I don't know, I'm still waiting for some kind of crisis or something to happen. And I am (hopefully) more than half way through life. I don't want to be a 100 year old in 2060. Assuming we're still here, and PETA hasn't blown us up.
 
OK - lets be honest

Many of us are writers and poets and creative types here. Lets share some laugbably bad Buk-type poems of ours. Written when we were totally inspired and drunk and giddy on the work of Bukowski. Cmon - I know many of us did. Allow me to go first and embarrass myself !.....

THAT SPELL

on those days
when the muse
sings to me

she usually
grabs me early

and grinds her hips
into mine
and begins whispering

forget your job
your appointments
the phone calls
the weather
traffic and breakfast

we've got work to do

and i always obey

who wouldn't

her visits are jewels
hiding in the dumpster

surprise love notes
under the wiperblades

the receptionist saying
don't worry
it's covered

and my guitar spills forth
and the notebook fills up

and the world
keeps spinning
perfectly well

without my feet on the treadmill.

that is not bad. that's pretty great.
 
So a 16 year old in 1872 is kind of like today's 35 year old. Creeping up on middle age. ;)

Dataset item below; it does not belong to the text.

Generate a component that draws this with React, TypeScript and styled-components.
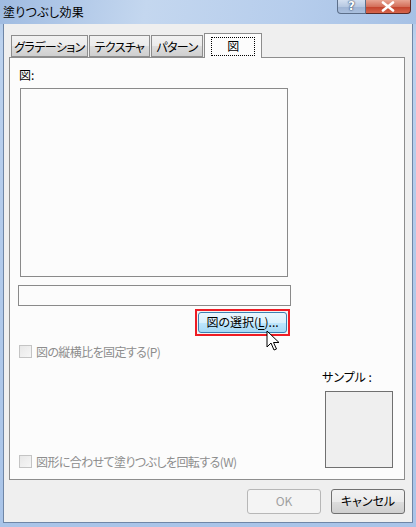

I agree, Rimbaud isn't my cup of tea either. But hell, if 35 is creepin' up on middle age, lord love a duck, I'm either creepin' up on OLD AGE or ... DEATH! :) (Maybe if I creep quietly death won't hear me and I can sneak by ... I agree with Yossarian in Catch 22): vowing to "live forever or die tryng."
 
I write, but not much poetry in the last 10 years. I wrote before I discovered Hank. I wrote a lot of poems and songs, and even published some in zines and whatnot, but I've never written a good poem in my life. I squeak out a good line once and a while, but it's usually amongst a lot of putrid, abstract crap. I think I write a little better as a blogger, or articles/essays, and I really like writing short stories. I would not attempt to post my bad poems here. You guys are much much braver than I would have guessed. There's a few good gems here.